There the input is commit history, not some user input.

E.g:
$ git -c 'trailer.signed-off-by.key=Attest' \
      show --pretty='format:%(trailers:key=Attest)' --no-patch \
      0172f7834a31ae7cb9873feaaaa63939352fa3ae
Attest: Christian Couder <chriscool@tuxfamily.org>
Attest: Junio C Hamano <gitster@pobox.com>

There is also some inconsistency here. If one use '%(trailers) the
normalization doesn't happen. Only if using '%(trailers:only)' or some
other option.

(because optimization in format_trailer_info:
 /* If we want the whole block untouched, we can take the fast path. */)

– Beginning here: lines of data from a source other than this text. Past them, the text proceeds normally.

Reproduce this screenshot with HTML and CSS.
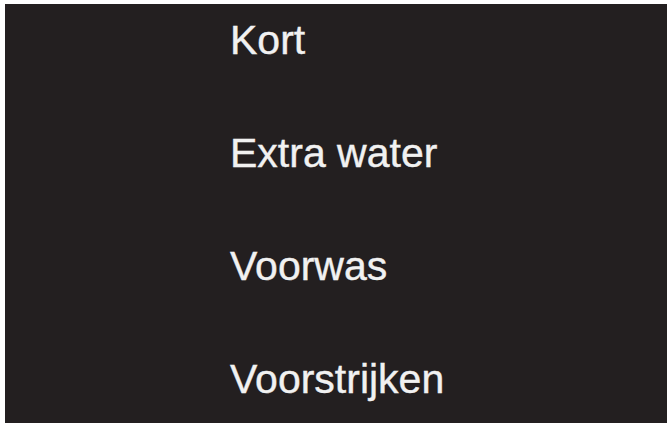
FILE: index.html
```html
<!DOCTYPE html>
<html lang="nl">
<head>
<meta charset="utf-8">
<link rel="stylesheet" href="styles.css">
</head>
<body>
<div class="panel">
  <ul class="menu">
    <li class="item">Kort</li>
    <li class="item">Extra water</li>
    <li class="item">Voorwas</li>
    <li class="item">Voorstrijken</li>
  </ul>
</div>
</body>
</html>
```
FILE: styles.css
```css
html, body {
  margin: 0;
  padding: 0;
  background: #ffffff;
  width: 670px;
  height: 423px;
  overflow: hidden;
}
.panel {
  margin: 4px 3px 0 5px;
  height: 419px;
  background: #231f20;
  padding: 16px 0 0 225px;
  box-sizing: border-box;
}
.menu {
  list-style: none;
  margin: 0;
  padding: 0;
  display: flex;
  flex-direction: column;
  gap: 72px;
}
.item {
  font-family: "Liberation Sans", Arial, sans-serif;
  font-size: 41px;
  line-height: 41px;
  color: #f1f1f1;
  -webkit-text-stroke: 0.4px #f1f1f1;
}
```
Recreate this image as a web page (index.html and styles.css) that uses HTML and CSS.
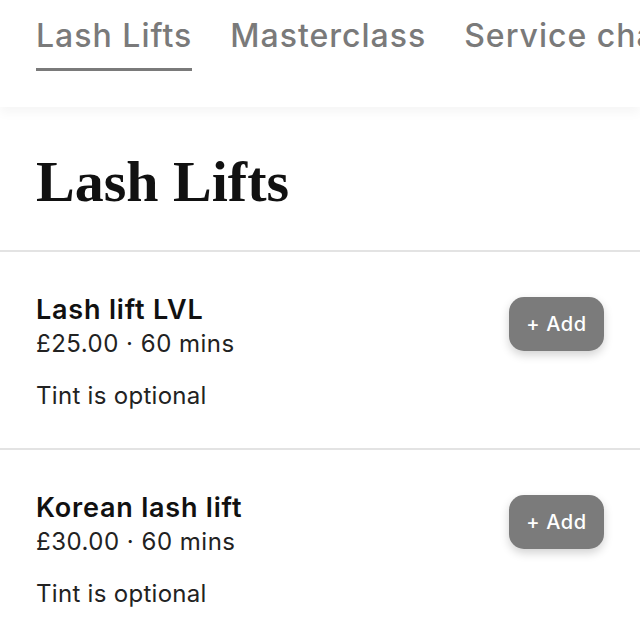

I guess the fact that expansion happens also in these cases can get
confusing if I have configured a trailer "Bug-Introduced-In" locally and
the commit message contains "Bug: 123".

'git log --pretty=format:"%h% (trailers:key=Bug-Introduced-In,valueonly,separator=%x20)"'
would pick up data from the wrong trailer just because I added
configuration for Bug-Introduced-In trailer.

>> > * The prefix matching gotta be a bug, right?
>
> No, it's a feature ;-) Seriously I agree that this could be seen as a
> downside, but I think it can be understood that the convenience is
> worth it. And in case someone is really annoyed by this, then adding
> an option for strict matching should not be very difficult.
>
>> > Here is a patch to the tests showing these things.
>
> Thanks for the patch! I would be ok to add such a patch to the test
> suite if it was sent like a regular patch (so with a commit message, a
> Signed-off-by: and so on) to the mailing list. While at it some
> documentation of the related behavior would also be very nice.

Should I keep the "test_expect_failure" tests, or change into expecting
current behavior and switch them over to "test_except_success"?

I'll see if I can do something about documentation.